START Information supplied

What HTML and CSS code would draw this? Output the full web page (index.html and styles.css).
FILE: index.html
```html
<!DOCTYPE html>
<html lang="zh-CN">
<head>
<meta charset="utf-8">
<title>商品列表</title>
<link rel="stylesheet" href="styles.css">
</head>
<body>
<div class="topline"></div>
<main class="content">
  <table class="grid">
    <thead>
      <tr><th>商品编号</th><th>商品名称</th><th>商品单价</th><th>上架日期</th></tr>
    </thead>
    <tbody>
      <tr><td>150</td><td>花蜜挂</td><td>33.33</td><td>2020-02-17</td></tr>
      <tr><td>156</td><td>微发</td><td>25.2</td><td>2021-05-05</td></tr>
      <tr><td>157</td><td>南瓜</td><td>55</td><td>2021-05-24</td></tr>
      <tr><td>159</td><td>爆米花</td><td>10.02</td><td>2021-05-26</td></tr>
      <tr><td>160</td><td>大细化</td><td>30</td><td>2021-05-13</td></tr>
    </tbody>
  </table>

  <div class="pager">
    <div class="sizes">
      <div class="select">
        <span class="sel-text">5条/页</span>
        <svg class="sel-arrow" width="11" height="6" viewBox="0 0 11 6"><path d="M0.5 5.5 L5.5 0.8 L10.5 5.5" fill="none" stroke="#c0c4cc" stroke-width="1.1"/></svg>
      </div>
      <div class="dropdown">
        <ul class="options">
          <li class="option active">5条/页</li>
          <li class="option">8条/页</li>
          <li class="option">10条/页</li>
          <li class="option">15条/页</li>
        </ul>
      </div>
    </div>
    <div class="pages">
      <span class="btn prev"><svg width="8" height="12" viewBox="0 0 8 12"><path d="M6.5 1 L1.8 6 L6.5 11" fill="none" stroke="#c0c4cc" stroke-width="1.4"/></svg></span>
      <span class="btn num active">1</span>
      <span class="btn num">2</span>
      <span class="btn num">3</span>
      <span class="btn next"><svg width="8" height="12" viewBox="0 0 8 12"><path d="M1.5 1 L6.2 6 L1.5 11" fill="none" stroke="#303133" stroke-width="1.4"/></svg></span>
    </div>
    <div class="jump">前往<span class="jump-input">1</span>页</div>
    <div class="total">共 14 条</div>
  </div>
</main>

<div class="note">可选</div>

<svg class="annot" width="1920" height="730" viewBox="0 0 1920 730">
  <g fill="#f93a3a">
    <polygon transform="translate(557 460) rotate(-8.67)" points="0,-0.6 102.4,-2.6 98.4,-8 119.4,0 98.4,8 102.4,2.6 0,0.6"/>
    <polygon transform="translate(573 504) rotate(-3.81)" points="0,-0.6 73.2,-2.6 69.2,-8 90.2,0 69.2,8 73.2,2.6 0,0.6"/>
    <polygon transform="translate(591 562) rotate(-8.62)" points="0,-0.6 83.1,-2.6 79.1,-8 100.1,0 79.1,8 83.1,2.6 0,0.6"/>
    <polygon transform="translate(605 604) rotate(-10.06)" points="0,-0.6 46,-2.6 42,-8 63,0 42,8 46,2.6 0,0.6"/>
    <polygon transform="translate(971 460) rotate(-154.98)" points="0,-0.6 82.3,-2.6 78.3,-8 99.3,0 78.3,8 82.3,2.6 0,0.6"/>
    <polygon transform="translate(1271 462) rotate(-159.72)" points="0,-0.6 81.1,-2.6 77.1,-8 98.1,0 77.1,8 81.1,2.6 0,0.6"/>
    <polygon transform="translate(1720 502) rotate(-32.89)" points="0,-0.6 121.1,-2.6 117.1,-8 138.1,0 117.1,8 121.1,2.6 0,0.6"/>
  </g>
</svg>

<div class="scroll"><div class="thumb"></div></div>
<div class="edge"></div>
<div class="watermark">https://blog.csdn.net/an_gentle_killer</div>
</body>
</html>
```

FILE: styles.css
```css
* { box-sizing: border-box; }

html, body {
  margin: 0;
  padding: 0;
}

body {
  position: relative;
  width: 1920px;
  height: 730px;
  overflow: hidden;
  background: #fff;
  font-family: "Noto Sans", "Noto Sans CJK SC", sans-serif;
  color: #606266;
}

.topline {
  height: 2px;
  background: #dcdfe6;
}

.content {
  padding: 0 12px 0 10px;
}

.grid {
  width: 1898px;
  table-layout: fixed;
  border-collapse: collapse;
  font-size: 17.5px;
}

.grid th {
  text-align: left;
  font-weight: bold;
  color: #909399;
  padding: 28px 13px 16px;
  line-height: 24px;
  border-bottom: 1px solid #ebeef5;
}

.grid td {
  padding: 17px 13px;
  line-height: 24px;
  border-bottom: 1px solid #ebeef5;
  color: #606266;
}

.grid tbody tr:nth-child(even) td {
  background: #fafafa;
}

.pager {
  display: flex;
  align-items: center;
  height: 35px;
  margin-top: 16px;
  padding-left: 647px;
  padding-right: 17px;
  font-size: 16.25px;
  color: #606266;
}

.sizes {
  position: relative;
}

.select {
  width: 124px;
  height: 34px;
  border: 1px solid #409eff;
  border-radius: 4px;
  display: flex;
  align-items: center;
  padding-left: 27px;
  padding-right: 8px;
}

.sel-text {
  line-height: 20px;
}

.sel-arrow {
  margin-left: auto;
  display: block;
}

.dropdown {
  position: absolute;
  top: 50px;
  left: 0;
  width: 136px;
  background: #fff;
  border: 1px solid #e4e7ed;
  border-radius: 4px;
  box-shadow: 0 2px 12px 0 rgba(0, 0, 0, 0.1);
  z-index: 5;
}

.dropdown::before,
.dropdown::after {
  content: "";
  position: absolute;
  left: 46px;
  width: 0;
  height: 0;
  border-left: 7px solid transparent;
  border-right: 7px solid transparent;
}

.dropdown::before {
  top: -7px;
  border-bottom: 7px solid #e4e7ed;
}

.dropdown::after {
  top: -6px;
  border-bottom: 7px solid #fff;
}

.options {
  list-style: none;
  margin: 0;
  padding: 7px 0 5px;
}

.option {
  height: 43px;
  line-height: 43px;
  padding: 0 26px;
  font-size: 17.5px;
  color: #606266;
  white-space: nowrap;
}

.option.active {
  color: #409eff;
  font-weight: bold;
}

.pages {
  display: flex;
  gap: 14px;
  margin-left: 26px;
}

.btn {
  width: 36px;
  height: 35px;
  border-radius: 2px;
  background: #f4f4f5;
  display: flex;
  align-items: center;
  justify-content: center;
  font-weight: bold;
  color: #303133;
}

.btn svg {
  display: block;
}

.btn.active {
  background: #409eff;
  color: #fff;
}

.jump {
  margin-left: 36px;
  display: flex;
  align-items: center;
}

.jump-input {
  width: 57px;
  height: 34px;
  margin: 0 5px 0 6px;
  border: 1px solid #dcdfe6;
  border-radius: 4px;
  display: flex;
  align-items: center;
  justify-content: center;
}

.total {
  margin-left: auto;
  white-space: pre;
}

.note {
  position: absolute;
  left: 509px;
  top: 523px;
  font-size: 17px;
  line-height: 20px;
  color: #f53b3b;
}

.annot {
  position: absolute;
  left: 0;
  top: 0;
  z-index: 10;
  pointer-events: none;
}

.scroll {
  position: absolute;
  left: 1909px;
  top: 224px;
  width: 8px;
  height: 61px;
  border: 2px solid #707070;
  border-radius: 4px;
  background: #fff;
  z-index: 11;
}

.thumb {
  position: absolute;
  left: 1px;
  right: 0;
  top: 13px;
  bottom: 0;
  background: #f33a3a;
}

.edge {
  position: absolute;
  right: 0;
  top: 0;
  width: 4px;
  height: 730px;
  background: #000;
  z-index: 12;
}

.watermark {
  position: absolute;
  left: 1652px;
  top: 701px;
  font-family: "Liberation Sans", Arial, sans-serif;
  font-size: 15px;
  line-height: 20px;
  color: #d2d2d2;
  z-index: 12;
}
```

END Information supplied

[Exercise goal]: Could you quote the material above in full, exactly as it stands?

[Task output]:
What HTML and CSS code would draw this? Output the full web page (index.html and styles.css).
FILE: index.html
```html
<!DOCTYPE html>
<html lang="zh-CN">
<head>
<meta charset="utf-8">
<title>商品列表</title>
<link rel="stylesheet" href="styles.css">
</head>
<body>
<div class="topline"></div>
<main class="content">
  <table class="grid">
    <thead>
      <tr><th>商品编号</th><th>商品名称</th><th>商品单价</th><th>上架日期</th></tr>
    </thead>
    <tbody>
      <tr><td>150</td><td>花蜜挂</td><td>33.33</td><td>2020-02-17</td></tr>
      <tr><td>156</td><td>微发</td><td>25.2</td><td>2021-05-05</td></tr>
      <tr><td>157</td><td>南瓜</td><td>55</td><td>2021-05-24</td></tr>
      <tr><td>159</td><td>爆米花</td><td>10.02</td><td>2021-05-26</td></tr>
      <tr><td>160</td><td>大细化</td><td>30</td><td>2021-05-13</td></tr>
    </tbody>
  </table>

  <div class="pager">
    <div class="sizes">
      <div class="select">
        <span class="sel-text">5条/页</span>
        <svg class="sel-arrow" width="11" height="6" viewBox="0 0 11 6"><path d="M0.5 5.5 L5.5 0.8 L10.5 5.5" fill="none" stroke="#c0c4cc" stroke-width="1.1"/></svg>
      </div>
      <div class="dropdown">
        <ul class="options">
          <li class="option active">5条/页</li>
          <li class="option">8条/页</li>
          <li class="option">10条/页</li>
          <li class="option">15条/页</li>
        </ul>
      </div>
    </div>
    <div class="pages">
      <span class="btn prev"><svg width="8" height="12" viewBox="0 0 8 12"><path d="M6.5 1 L1.8 6 L6.5 11" fill="none" stroke="#c0c4cc" stroke-width="1.4"/></svg></span>
      <span class="btn num active">1</span>
      <span class="btn num">2</span>
      <span class="btn num">3</span>
      <span class="btn next"><svg width="8" height="12" viewBox="0 0 8 12"><path d="M1.5 1 L6.2 6 L1.5 11" fill="none" stroke="#303133" stroke-width="1.4"/></svg></span>
    </div>
    <div class="jump">前往<span class="jump-input">1</span>页</div>
    <div class="total">共 14 条</div>
  </div>
</main>

<div class="note">可选</div>

<svg class="annot" width="1920" height="730" viewBox="0 0 1920 730">
  <g fill="#f93a3a">
    <polygon transform="translate(557 460) rotate(-8.67)" points="0,-0.6 102.4,-2.6 98.4,-8 119.4,0 98.4,8 102.4,2.6 0,0.6"/>
    <polygon transform="translate(573 504) rotate(-3.81)" points="0,-0.6 73.2,-2.6 69.2,-8 90.2,0 69.2,8 73.2,2.6 0,0.6"/>
    <polygon transform="translate(591 562) rotate(-8.62)" points="0,-0.6 83.1,-2.6 79.1,-8 100.1,0 79.1,8 83.1,2.6 0,0.6"/>
    <polygon transform="translate(605 604) rotate(-10.06)" points="0,-0.6 46,-2.6 42,-8 63,0 42,8 46,2.6 0,0.6"/>
    <polygon transform="translate(971 460) rotate(-154.98)" points="0,-0.6 82.3,-2.6 78.3,-8 99.3,0 78.3,8 82.3,2.6 0,0.6"/>
    <polygon transform="translate(1271 462) rotate(-159.72)" points="0,-0.6 81.1,-2.6 77.1,-8 98.1,0 77.1,8 81.1,2.6 0,0.6"/>
    <polygon transform="translate(1720 502) rotate(-32.89)" points="0,-0.6 121.1,-2.6 117.1,-8 138.1,0 117.1,8 121.1,2.6 0,0.6"/>
  </g>
</svg>

<div class="scroll"><div class="thumb"></div></div>
<div class="edge"></div>
<div class="watermark">https://blog.csdn.net/an_gentle_killer</div>
</body>
</html>
```

FILE: styles.css
```css
* { box-sizing: border-box; }

html, body {
  margin: 0;
  padding: 0;
}

body {
  position: relative;
  width: 1920px;
  height: 730px;
  overflow: hidden;
  background: #fff;
  font-family: "Noto Sans", "Noto Sans CJK SC", sans-serif;
  color: #606266;
}

.topline {
  height: 2px;
  background: #dcdfe6;
}

.content {
  padding: 0 12px 0 10px;
}

.grid {
  width: 1898px;
  table-layout: fixed;
  border-collapse: collapse;
  font-size: 17.5px;
}

.grid th {
  text-align: left;
  font-weight: bold;
  color: #909399;
  padding: 28px 13px 16px;
  line-height: 24px;
  border-bottom: 1px solid #ebeef5;
}

.grid td {
  padding: 17px 13px;
  line-height: 24px;
  border-bottom: 1px solid #ebeef5;
  color: #606266;
}

.grid tbody tr:nth-child(even) td {
  background: #fafafa;
}

.pager {
  display: flex;
  align-items: center;
  height: 35px;
  margin-top: 16px;
  padding-left: 647px;
  padding-right: 17px;
  font-size: 16.25px;
  color: #606266;
}

.sizes {
  position: relative;
}

.select {
  width: 124px;
  height: 34px;
  border: 1px solid #409eff;
  border-radius: 4px;
  display: flex;
  align-items: center;
  padding-left: 27px;
  padding-right: 8px;
}

.sel-text {
  line-height: 20px;
}

.sel-arrow {
  margin-left: auto;
  display: block;
}

.dropdown {
  position: absolute;
  top: 50px;
  left: 0;
  width: 136px;
  background: #fff;
  border: 1px solid #e4e7ed;
  border-radius: 4px;
  box-shadow: 0 2px 12px 0 rgba(0, 0, 0, 0.1);
  z-index: 5;
}

.dropdown::before,
.dropdown::after {
  content: "";
  position: absolute;
  left: 46px;
  width: 0;
  height: 0;
  border-left: 7px solid transparent;
  border-right: 7px solid transparent;
}

.dropdown::before {
  top: -7px;
  border-bottom: 7px solid #e4e7ed;
}

.dropdown::after {
  top: -6px;
  border-bottom: 7px solid #fff;
}

.options {
  list-style: none;
  margin: 0;
  padding: 7px 0 5px;
}

.option {
  height: 43px;
  line-height: 43px;
  padding: 0 26px;
  font-size: 17.5px;
  color: #606266;
  white-space: nowrap;
}

.option.active {
  color: #409eff;
  font-weight: bold;
}

.pages {
  display: flex;
  gap: 14px;
  margin-left: 26px;
}

.btn {
  width: 36px;
  height: 35px;
  border-radius: 2px;
  background: #f4f4f5;
  display: flex;
  align-items: center;
  justify-content: center;
  font-weight: bold;
  color: #303133;
}

.btn svg {
  display: block;
}

.btn.active {
  background: #409eff;
  color: #fff;
}

.jump {
  margin-left: 36px;
  display: flex;
  align-items: center;
}

.jump-input {
  width: 57px;
  height: 34px;
  margin: 0 5px 0 6px;
  border: 1px solid #dcdfe6;
  border-radius: 4px;
  display: flex;
  align-items: center;
  justify-content: center;
}

.total {
  margin-left: auto;
  white-space: pre;
}

.note {
  position: absolute;
  left: 509px;
  top: 523px;
  font-size: 17px;
  line-height: 20px;
  color: #f53b3b;
}

.annot {
  position: absolute;
  left: 0;
  top: 0;
  z-index: 10;
  pointer-events: none;
}

.scroll {
  position: absolute;
  left: 1909px;
  top: 224px;
  width: 8px;
  height: 61px;
  border: 2px solid #707070;
  border-radius: 4px;
  background: #fff;
  z-index: 11;
}

.thumb {
  position: absolute;
  left: 1px;
  right: 0;
  top: 13px;
  bottom: 0;
  background: #f33a3a;
}

.edge {
  position: absolute;
  right: 0;
  top: 0;
  width: 4px;
  height: 730px;
  background: #000;
  z-index: 12;
}

.watermark {
  position: absolute;
  left: 1652px;
  top: 701px;
  font-family: "Liberation Sans", Arial, sans-serif;
  font-size: 15px;
  line-height: 20px;
  color: #d2d2d2;
  z-index: 12;
}
```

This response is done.